Required work>
Scan the entries below and extract each line with the word "code" in it.

------ Record excerpts

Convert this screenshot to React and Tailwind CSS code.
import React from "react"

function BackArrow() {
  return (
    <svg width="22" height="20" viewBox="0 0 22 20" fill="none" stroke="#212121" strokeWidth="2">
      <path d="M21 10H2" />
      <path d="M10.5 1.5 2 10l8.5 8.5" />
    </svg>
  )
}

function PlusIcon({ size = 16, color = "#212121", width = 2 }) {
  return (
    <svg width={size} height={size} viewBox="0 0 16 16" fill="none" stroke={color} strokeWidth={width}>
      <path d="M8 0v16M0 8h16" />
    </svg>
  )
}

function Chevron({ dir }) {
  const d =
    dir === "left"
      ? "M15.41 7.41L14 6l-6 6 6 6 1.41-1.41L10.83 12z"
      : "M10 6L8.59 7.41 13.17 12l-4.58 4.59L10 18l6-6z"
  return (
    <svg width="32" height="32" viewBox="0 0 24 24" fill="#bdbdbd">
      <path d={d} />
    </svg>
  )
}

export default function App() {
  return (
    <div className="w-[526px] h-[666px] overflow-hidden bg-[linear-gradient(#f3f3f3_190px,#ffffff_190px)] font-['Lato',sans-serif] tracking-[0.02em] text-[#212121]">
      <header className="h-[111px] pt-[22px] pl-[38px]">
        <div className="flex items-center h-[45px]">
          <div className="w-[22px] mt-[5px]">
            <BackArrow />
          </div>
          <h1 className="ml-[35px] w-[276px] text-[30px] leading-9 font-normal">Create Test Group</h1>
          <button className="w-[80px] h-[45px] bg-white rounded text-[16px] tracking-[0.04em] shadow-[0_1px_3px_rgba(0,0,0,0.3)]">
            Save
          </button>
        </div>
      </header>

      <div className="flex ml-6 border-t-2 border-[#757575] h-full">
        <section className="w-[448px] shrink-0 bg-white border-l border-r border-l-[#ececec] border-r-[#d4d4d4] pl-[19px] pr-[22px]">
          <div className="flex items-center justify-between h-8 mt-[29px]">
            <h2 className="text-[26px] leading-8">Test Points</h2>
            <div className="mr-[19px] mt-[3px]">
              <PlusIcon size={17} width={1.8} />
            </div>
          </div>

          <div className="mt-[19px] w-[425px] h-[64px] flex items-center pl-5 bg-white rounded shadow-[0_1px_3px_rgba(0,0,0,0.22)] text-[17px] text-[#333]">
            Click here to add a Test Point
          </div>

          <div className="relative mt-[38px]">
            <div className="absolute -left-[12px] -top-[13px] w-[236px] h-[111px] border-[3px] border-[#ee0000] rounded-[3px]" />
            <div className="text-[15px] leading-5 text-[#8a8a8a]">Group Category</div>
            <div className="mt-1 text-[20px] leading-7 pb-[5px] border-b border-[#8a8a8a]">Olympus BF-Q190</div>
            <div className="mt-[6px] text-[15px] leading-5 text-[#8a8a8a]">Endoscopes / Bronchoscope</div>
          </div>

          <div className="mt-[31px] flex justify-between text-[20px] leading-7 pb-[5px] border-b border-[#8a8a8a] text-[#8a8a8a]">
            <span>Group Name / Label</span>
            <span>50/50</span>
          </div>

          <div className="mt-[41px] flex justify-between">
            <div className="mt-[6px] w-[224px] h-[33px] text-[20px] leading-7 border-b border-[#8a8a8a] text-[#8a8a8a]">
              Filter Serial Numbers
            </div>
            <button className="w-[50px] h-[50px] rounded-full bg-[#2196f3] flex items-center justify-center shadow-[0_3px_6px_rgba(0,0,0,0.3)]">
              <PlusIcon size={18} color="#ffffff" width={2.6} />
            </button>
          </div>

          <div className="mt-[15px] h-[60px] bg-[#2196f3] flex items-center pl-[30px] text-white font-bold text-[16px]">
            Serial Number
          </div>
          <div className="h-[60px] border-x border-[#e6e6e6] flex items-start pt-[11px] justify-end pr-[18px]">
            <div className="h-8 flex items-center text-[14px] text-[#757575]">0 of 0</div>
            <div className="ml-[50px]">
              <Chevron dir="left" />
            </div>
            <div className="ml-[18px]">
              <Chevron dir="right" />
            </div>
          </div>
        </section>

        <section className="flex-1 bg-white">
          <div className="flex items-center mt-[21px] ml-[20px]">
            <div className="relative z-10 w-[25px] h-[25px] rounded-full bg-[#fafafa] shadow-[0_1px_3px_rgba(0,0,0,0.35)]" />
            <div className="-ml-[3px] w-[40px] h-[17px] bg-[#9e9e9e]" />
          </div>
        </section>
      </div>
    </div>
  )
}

------------
------ Record excerpts

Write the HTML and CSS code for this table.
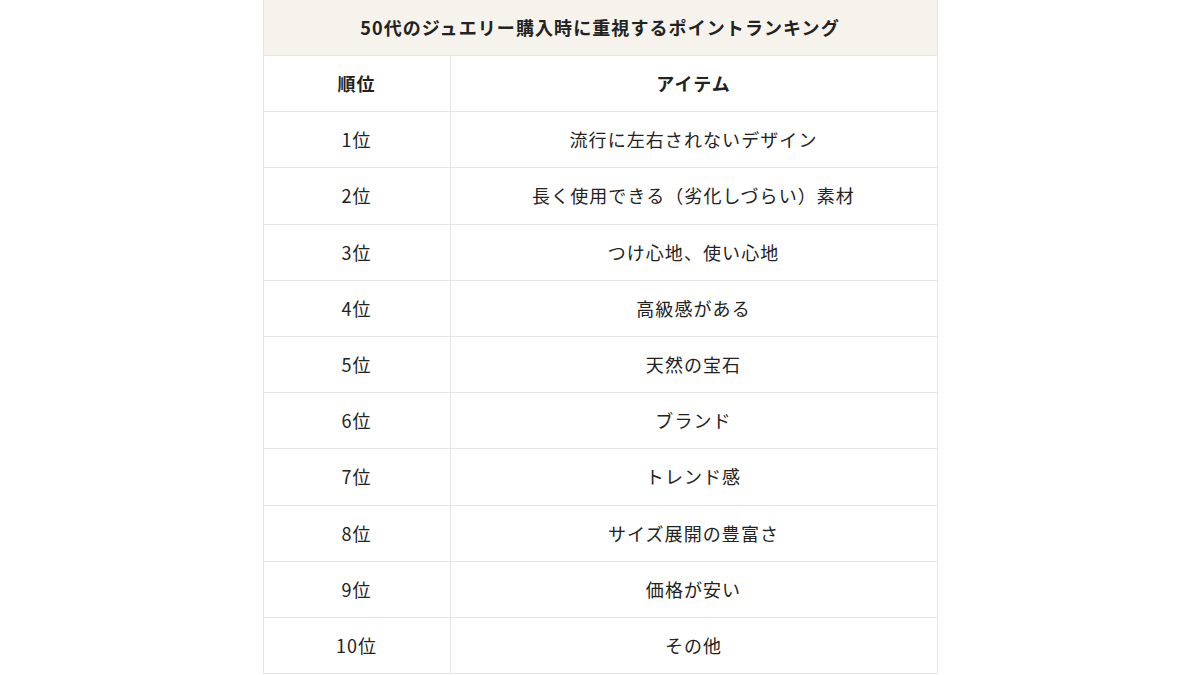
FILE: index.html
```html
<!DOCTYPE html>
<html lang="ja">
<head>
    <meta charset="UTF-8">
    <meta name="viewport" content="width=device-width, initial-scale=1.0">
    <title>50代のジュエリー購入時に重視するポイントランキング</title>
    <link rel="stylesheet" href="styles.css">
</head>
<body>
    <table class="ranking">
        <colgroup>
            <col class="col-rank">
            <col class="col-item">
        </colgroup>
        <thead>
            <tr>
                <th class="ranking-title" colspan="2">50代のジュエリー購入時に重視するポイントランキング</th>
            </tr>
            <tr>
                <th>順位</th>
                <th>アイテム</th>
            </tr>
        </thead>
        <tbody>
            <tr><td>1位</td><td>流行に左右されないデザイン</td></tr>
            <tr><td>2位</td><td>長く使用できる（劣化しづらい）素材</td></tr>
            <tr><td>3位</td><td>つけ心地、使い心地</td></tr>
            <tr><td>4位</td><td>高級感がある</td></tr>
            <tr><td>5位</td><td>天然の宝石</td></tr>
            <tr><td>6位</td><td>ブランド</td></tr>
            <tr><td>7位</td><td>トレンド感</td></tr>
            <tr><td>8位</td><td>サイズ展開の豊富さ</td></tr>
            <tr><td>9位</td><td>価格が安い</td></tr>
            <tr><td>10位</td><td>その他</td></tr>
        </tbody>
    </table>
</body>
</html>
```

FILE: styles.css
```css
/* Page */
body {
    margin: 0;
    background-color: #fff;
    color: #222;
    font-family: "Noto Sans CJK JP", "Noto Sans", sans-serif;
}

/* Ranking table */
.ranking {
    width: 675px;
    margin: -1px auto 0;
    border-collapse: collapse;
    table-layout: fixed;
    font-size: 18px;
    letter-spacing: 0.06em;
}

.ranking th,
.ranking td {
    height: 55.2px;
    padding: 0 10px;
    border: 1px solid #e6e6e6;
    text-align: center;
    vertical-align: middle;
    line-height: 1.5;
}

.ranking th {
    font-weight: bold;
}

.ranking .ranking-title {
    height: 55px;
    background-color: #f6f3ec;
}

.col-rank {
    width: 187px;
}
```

------------

Solved exercise>
Convert this screenshot to React and Tailwind CSS code.
Write the HTML and CSS code for this table.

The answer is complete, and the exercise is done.